[Front-end source files]
──────────
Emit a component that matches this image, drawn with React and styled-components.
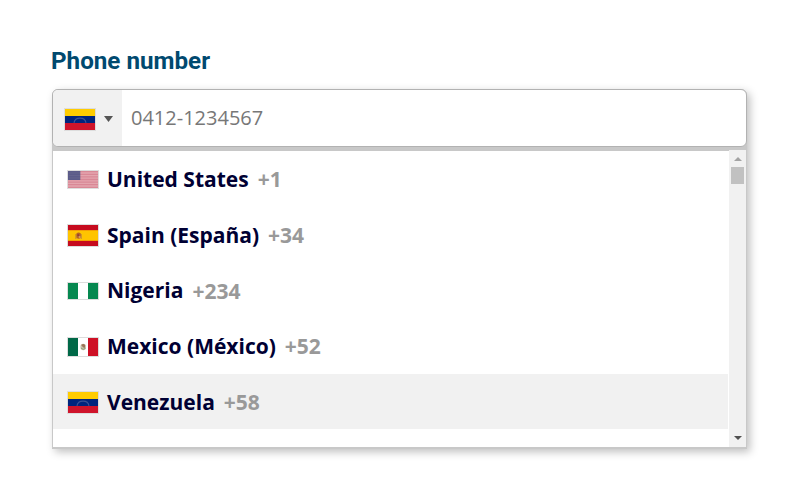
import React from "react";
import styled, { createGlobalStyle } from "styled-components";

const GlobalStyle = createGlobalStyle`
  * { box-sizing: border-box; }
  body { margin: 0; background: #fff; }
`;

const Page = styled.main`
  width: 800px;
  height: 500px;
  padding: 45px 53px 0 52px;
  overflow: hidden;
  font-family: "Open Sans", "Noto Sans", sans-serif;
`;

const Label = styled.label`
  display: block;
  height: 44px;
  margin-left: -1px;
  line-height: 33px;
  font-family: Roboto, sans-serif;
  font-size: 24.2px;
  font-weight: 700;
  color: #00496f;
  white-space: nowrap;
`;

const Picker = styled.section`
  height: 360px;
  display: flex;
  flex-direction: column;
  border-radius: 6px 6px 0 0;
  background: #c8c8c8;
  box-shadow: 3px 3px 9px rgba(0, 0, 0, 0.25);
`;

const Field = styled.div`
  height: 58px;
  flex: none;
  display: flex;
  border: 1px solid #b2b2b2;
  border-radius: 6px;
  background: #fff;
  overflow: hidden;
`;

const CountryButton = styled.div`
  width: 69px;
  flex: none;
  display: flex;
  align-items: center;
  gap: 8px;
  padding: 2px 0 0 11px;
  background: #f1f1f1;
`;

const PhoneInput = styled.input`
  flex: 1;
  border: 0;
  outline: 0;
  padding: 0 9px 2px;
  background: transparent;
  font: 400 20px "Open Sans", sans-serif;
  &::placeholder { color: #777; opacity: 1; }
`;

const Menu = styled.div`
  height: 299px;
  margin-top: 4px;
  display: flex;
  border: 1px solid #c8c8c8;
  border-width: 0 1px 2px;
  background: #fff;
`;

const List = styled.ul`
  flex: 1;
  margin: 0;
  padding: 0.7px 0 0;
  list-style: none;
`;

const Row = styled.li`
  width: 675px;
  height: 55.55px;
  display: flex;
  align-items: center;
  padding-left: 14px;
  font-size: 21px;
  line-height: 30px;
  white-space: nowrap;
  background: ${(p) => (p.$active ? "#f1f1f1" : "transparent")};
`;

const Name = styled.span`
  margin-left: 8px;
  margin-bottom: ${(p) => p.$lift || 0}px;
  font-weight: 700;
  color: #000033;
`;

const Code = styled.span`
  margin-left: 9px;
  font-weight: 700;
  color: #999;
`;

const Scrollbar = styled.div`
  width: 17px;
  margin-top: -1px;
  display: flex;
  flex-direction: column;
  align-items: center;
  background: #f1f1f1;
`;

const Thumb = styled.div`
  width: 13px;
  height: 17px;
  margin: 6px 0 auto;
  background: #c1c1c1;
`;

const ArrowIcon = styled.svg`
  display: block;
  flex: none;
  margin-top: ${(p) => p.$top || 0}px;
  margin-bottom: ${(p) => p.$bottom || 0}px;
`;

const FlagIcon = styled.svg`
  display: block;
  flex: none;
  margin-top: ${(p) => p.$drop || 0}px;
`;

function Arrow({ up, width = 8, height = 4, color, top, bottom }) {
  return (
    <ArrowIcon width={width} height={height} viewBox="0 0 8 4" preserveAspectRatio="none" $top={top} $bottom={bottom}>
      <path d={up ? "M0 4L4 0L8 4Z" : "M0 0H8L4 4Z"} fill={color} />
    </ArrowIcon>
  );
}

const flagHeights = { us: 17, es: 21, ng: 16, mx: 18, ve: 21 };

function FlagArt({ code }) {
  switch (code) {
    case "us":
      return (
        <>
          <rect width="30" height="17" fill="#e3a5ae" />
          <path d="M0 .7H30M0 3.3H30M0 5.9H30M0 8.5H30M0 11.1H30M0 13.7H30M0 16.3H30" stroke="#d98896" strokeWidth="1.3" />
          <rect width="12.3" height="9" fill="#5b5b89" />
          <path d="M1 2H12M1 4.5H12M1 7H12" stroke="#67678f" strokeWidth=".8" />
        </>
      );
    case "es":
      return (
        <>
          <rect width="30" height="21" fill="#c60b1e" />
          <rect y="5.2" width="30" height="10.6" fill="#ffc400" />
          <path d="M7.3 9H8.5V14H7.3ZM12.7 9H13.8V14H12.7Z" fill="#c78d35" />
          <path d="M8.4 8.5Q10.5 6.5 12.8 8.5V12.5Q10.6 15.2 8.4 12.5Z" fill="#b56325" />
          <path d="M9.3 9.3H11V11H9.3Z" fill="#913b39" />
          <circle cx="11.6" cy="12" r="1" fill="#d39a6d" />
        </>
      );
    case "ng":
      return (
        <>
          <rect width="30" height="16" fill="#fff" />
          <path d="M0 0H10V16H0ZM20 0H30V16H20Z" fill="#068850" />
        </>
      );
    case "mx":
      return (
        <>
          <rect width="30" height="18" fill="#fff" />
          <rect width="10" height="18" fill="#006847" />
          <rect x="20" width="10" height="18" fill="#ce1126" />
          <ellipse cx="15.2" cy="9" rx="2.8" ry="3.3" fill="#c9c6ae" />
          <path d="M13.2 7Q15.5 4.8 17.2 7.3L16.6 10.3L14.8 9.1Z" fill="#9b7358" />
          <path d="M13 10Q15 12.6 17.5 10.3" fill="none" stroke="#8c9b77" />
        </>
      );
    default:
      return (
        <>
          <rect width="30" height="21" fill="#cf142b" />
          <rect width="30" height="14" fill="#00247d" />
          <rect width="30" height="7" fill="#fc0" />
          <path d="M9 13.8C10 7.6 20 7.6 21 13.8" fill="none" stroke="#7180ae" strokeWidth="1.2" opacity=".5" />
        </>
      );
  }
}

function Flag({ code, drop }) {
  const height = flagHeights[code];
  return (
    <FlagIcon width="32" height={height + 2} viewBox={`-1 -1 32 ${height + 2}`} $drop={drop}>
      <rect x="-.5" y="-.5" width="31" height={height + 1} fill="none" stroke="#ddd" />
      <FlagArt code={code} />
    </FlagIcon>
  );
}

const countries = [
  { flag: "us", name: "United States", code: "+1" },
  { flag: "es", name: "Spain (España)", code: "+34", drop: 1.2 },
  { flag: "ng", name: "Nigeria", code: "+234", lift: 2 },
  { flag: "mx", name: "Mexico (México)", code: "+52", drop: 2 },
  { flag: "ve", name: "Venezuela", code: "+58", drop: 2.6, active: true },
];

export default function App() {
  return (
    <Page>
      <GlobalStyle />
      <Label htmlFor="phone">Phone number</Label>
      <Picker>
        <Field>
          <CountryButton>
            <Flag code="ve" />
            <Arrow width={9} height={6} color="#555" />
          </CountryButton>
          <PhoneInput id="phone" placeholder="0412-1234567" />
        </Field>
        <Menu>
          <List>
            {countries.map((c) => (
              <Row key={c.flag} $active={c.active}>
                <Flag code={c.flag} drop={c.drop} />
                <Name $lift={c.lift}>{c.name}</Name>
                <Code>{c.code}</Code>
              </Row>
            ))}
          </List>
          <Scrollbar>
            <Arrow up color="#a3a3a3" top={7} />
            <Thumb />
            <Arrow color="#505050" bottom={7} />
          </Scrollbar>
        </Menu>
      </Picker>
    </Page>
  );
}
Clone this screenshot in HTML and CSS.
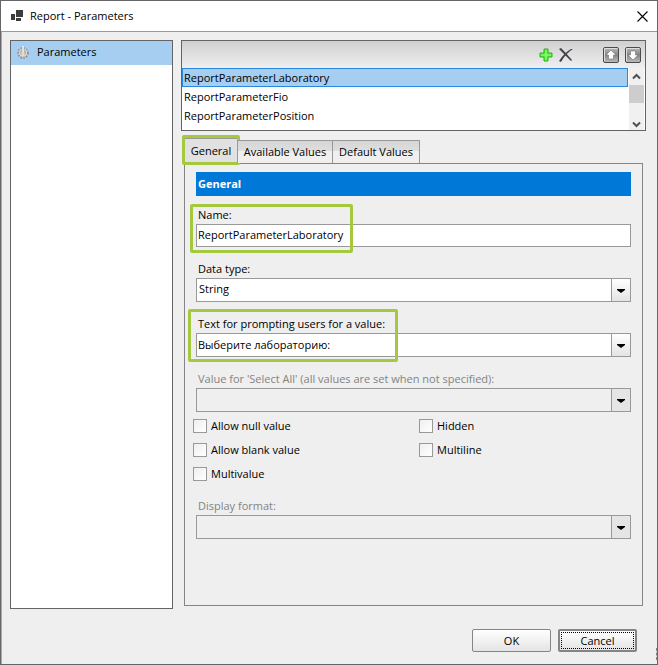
──────────
[DIRECTIVE]
Transcribe the listing in full and omit the pictures.

[SOLVED PROBLEM]
Emit a component that matches this image, drawn with React and styled-components.
import React from "react";
import styled, { createGlobalStyle } from "styled-components";

const GlobalStyle = createGlobalStyle`
  * { box-sizing: border-box; }
  body { margin: 0; background: #fff; }
`;

const Page = styled.main`
  width: 800px;
  height: 500px;
  padding: 45px 53px 0 52px;
  overflow: hidden;
  font-family: "Open Sans", "Noto Sans", sans-serif;
`;

const Label = styled.label`
  display: block;
  height: 44px;
  margin-left: -1px;
  line-height: 33px;
  font-family: Roboto, sans-serif;
  font-size: 24.2px;
  font-weight: 700;
  color: #00496f;
  white-space: nowrap;
`;

const Picker = styled.section`
  height: 360px;
  display: flex;
  flex-direction: column;
  border-radius: 6px 6px 0 0;
  background: #c8c8c8;
  box-shadow: 3px 3px 9px rgba(0, 0, 0, 0.25);
`;

const Field = styled.div`
  height: 58px;
  flex: none;
  display: flex;
  border: 1px solid #b2b2b2;
  border-radius: 6px;
  background: #fff;
  overflow: hidden;
`;

const CountryButton = styled.div`
  width: 69px;
  flex: none;
  display: flex;
  align-items: center;
  gap: 8px;
  padding: 2px 0 0 11px;
  background: #f1f1f1;
`;

const PhoneInput = styled.input`
  flex: 1;
  border: 0;
  outline: 0;
  padding: 0 9px 2px;
  background: transparent;
  font: 400 20px "Open Sans", sans-serif;
  &::placeholder { color: #777; opacity: 1; }
`;

const Menu = styled.div`
  height: 299px;
  margin-top: 4px;
  display: flex;
  border: 1px solid #c8c8c8;
  border-width: 0 1px 2px;
  background: #fff;
`;

const List = styled.ul`
  flex: 1;
  margin: 0;
  padding: 0.7px 0 0;
  list-style: none;
`;

const Row = styled.li`
  width: 675px;
  height: 55.55px;
  display: flex;
  align-items: center;
  padding-left: 14px;
  font-size: 21px;
  line-height: 30px;
  white-space: nowrap;
  background: ${(p) => (p.$active ? "#f1f1f1" : "transparent")};
`;

const Name = styled.span`
  margin-left: 8px;
  margin-bottom: ${(p) => p.$lift || 0}px;
  font-weight: 700;
  color: #000033;
`;

const Code = styled.span`
  margin-left: 9px;
  font-weight: 700;
  color: #999;
`;

const Scrollbar = styled.div`
  width: 17px;
  margin-top: -1px;
  display: flex;
  flex-direction: column;
  align-items: center;
  background: #f1f1f1;
`;

const Thumb = styled.div`
  width: 13px;
  height: 17px;
  margin: 6px 0 auto;
  background: #c1c1c1;
`;

const ArrowIcon = styled.svg`
  display: block;
  flex: none;
  margin-top: ${(p) => p.$top || 0}px;
  margin-bottom: ${(p) => p.$bottom || 0}px;
`;

const FlagIcon = styled.svg`
  display: block;
  flex: none;
  margin-top: ${(p) => p.$drop || 0}px;
`;

function Arrow({ up, width = 8, height = 4, color, top, bottom }) {
  return (
    <ArrowIcon width={width} height={height} viewBox="0 0 8 4" preserveAspectRatio="none" $top={top} $bottom={bottom}>
      <path d={up ? "M0 4L4 0L8 4Z" : "M0 0H8L4 4Z"} fill={color} />
    </ArrowIcon>
  );
}

const flagHeights = { us: 17, es: 21, ng: 16, mx: 18, ve: 21 };

function FlagArt({ code }) {
  switch (code) {
    case "us":
      return (
        <>
          <rect width="30" height="17" fill="#e3a5ae" />
          <path d="M0 .7H30M0 3.3H30M0 5.9H30M0 8.5H30M0 11.1H30M0 13.7H30M0 16.3H30" stroke="#d98896" strokeWidth="1.3" />
          <rect width="12.3" height="9" fill="#5b5b89" />
          <path d="M1 2H12M1 4.5H12M1 7H12" stroke="#67678f" strokeWidth=".8" />
        </>
      );
    case "es":
      return (
        <>
          <rect width="30" height="21" fill="#c60b1e" />
          <rect y="5.2" width="30" height="10.6" fill="#ffc400" />
          <path d="M7.3 9H8.5V14H7.3ZM12.7 9H13.8V14H12.7Z" fill="#c78d35" />
          <path d="M8.4 8.5Q10.5 6.5 12.8 8.5V12.5Q10.6 15.2 8.4 12.5Z" fill="#b56325" />
          <path d="M9.3 9.3H11V11H9.3Z" fill="#913b39" />
          <circle cx="11.6" cy="12" r="1" fill="#d39a6d" />
        </>
      );
    case "ng":
      return (
        <>
          <rect width="30" height="16" fill="#fff" />
          <path d="M0 0H10V16H0ZM20 0H30V16H20Z" fill="#068850" />
        </>
      );
    case "mx":
      return (
        <>
          <rect width="30" height="18" fill="#fff" />
          <rect width="10" height="18" fill="#006847" />
          <rect x="20" width="10" height="18" fill="#ce1126" />
          <ellipse cx="15.2" cy="9" rx="2.8" ry="3.3" fill="#c9c6ae" />
          <path d="M13.2 7Q15.5 4.8 17.2 7.3L16.6 10.3L14.8 9.1Z" fill="#9b7358" />
          <path d="M13 10Q15 12.6 17.5 10.3" fill="none" stroke="#8c9b77" />
        </>
      );
    default:
      return (
        <>
          <rect width="30" height="21" fill="#cf142b" />
          <rect width="30" height="14" fill="#00247d" />
          <rect width="30" height="7" fill="#fc0" />
          <path d="M9 13.8C10 7.6 20 7.6 21 13.8" fill="none" stroke="#7180ae" strokeWidth="1.2" opacity=".5" />
        </>
      );
  }
}

function Flag({ code, drop }) {
  const height = flagHeights[code];
  return (
    <FlagIcon width="32" height={height + 2} viewBox={`-1 -1 32 ${height + 2}`} $drop={drop}>
      <rect x="-.5" y="-.5" width="31" height={height + 1} fill="none" stroke="#ddd" />
      <FlagArt code={code} />
    </FlagIcon>
  );
}

const countries = [
  { flag: "us", name: "United States", code: "+1" },
  { flag: "es", name: "Spain (España)", code: "+34", drop: 1.2 },
  { flag: "ng", name: "Nigeria", code: "+234", lift: 2 },
  { flag: "mx", name: "Mexico (México)", code: "+52", drop: 2 },
  { flag: "ve", name: "Venezuela", code: "+58", drop: 2.6, active: true },
];

export default function App() {
  return (
    <Page>
      <GlobalStyle />
      <Label htmlFor="phone">Phone number</Label>
      <Picker>
        <Field>
          <CountryButton>
            <Flag code="ve" />
            <Arrow width={9} height={6} color="#555" />
          </CountryButton>
          <PhoneInput id="phone" placeholder="0412-1234567" />
        </Field>
        <Menu>
          <List>
            {countries.map((c) => (
              <Row key={c.flag} $active={c.active}>
                <Flag code={c.flag} drop={c.drop} />
                <Name $lift={c.lift}>{c.name}</Name>
                <Code>{c.code}</Code>
              </Row>
            ))}
          </List>
          <Scrollbar>
            <Arrow up color="#a3a3a3" top={7} />
            <Thumb />
            <Arrow color="#505050" bottom={7} />
          </Scrollbar>
        </Menu>
      </Picker>
    </Page>
  );
}
Clone this screenshot in HTML and CSS.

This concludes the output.